**EXERCISE BRIEF:** From the records below, pull each line that has "React".
[START]
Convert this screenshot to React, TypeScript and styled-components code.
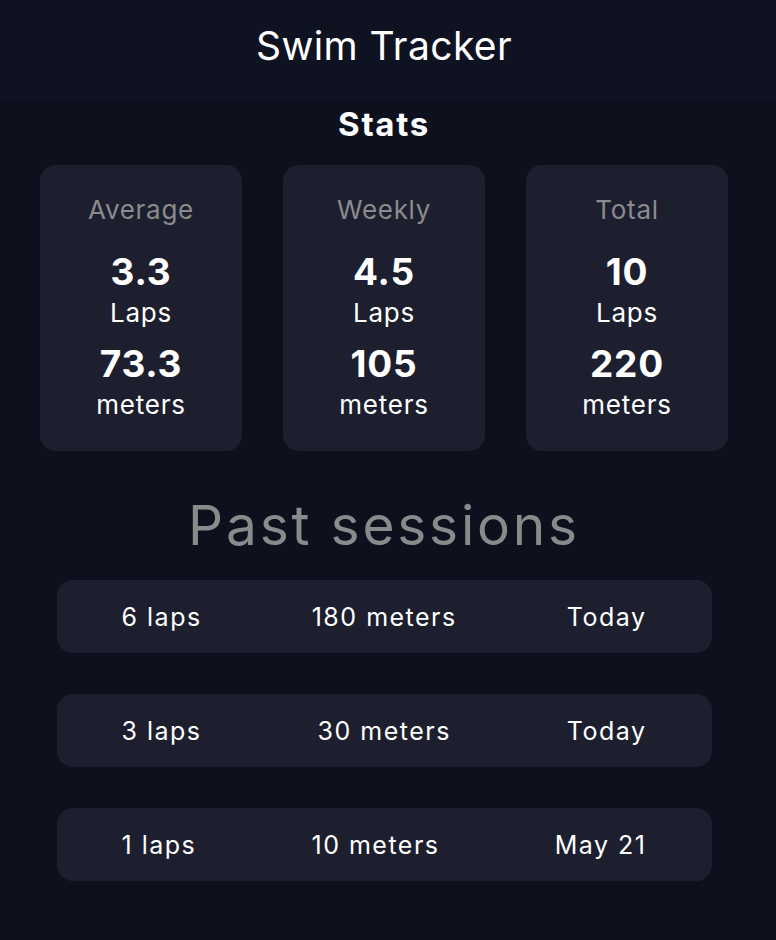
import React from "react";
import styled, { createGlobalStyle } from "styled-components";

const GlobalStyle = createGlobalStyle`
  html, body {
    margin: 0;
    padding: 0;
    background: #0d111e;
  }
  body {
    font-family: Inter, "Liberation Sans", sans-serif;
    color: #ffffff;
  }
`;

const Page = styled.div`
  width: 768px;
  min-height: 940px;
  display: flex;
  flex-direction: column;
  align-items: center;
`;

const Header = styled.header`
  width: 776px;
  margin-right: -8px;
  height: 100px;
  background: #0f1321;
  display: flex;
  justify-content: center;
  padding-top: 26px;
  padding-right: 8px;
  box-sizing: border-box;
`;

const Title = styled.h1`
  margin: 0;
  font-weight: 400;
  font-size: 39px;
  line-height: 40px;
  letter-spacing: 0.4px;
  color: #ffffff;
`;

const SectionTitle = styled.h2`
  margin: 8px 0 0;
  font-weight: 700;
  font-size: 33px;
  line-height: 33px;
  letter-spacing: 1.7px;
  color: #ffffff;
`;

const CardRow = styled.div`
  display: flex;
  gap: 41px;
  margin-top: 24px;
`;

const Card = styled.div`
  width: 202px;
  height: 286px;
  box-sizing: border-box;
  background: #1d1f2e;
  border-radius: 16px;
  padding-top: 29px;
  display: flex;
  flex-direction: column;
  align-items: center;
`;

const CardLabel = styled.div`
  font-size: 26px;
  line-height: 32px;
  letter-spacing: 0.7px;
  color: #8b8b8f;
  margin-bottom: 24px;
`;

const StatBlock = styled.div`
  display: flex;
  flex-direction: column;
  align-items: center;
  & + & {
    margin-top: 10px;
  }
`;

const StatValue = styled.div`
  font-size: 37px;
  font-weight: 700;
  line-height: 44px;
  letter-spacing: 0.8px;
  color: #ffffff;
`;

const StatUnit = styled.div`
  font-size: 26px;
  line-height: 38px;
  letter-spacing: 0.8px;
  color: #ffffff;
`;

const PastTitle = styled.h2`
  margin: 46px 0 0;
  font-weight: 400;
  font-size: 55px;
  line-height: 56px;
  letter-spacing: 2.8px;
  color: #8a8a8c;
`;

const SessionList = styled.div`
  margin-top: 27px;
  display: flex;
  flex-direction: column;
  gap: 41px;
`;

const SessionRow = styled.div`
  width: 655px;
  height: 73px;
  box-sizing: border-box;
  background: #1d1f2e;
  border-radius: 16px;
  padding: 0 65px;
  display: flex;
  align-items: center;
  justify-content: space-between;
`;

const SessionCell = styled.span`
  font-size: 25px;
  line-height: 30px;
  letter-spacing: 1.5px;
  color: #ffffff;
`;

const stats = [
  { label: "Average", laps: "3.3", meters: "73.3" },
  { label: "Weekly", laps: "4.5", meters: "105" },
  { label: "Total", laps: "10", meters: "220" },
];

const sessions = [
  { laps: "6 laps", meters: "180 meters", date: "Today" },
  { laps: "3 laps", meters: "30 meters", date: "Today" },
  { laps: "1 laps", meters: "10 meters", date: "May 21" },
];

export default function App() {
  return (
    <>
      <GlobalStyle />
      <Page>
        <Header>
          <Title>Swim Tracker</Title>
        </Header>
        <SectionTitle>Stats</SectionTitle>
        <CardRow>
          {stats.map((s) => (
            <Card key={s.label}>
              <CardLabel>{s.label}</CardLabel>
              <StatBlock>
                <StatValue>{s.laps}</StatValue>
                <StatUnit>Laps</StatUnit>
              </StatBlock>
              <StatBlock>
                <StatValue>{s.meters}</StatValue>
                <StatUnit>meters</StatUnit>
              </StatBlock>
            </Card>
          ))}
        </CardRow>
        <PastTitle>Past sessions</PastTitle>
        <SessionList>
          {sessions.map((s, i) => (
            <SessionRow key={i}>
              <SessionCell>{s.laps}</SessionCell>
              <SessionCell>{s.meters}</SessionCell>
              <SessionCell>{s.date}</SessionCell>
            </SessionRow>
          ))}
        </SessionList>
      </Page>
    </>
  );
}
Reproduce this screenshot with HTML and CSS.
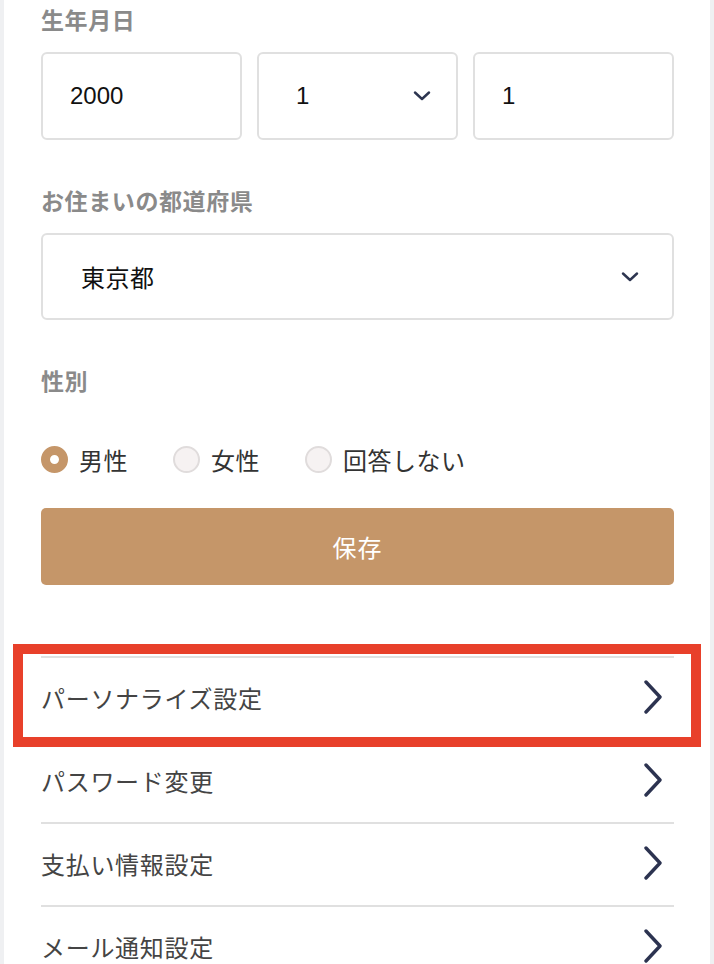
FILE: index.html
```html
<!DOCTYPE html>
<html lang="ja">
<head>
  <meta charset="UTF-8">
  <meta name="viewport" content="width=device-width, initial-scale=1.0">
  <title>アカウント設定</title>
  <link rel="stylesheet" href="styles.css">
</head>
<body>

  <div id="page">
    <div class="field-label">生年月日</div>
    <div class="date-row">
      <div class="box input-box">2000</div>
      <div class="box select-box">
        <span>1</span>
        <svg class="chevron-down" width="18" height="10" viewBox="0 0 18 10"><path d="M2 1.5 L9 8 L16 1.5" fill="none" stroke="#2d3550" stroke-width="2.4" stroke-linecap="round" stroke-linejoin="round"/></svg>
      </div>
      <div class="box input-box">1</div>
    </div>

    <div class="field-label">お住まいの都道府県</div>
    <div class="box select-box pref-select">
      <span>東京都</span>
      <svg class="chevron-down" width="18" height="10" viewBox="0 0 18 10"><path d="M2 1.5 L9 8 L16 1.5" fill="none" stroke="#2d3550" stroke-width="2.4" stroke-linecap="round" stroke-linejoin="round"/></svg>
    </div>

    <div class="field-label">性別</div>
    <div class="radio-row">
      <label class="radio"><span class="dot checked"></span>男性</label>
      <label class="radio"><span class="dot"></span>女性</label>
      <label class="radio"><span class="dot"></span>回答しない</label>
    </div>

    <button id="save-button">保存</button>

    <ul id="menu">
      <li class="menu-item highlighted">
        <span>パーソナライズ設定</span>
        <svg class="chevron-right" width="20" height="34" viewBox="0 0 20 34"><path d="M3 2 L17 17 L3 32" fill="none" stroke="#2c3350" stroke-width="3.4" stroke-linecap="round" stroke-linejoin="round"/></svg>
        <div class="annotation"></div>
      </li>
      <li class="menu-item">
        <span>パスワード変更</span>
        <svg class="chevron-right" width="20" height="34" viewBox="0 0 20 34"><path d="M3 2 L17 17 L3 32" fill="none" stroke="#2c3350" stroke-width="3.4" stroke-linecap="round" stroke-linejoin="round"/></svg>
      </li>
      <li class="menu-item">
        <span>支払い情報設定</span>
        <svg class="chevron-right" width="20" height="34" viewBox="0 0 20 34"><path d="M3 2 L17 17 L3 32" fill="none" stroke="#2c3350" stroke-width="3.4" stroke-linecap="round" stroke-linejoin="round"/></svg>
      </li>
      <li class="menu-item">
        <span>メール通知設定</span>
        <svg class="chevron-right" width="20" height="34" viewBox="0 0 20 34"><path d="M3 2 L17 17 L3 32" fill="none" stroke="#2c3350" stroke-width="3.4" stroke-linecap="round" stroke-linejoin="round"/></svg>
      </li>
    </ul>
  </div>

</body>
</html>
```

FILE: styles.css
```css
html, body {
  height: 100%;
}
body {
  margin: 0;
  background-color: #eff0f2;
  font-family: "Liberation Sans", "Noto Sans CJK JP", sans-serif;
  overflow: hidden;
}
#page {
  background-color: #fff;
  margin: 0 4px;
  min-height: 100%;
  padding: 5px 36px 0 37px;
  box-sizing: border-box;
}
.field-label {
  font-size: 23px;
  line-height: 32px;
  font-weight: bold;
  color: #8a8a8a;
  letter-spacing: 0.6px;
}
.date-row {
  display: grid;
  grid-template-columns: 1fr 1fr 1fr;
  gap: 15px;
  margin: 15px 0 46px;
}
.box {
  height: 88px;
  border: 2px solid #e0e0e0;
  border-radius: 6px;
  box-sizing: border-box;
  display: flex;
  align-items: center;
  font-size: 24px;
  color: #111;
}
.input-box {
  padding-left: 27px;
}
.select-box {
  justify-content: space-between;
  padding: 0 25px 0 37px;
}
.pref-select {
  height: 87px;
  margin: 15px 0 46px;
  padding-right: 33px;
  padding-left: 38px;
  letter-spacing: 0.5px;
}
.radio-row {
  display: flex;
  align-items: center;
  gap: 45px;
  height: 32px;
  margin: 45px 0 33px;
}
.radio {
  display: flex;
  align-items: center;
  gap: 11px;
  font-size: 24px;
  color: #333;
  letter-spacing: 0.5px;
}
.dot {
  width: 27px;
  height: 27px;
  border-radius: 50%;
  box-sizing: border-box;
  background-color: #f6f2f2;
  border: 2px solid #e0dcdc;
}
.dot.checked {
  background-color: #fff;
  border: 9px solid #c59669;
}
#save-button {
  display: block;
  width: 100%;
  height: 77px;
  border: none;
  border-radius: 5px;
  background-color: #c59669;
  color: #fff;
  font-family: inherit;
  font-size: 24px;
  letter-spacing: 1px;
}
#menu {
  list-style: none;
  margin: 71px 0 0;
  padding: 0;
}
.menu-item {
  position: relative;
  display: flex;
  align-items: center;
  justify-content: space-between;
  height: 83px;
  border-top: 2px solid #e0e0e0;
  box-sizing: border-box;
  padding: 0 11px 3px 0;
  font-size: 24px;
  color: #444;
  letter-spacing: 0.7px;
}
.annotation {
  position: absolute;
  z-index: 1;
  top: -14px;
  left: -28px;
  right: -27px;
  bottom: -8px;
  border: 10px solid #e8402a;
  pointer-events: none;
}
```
[END]
**FULL SOLUTION:**
Convert this screenshot to React, TypeScript and styled-components code.
import React from "react";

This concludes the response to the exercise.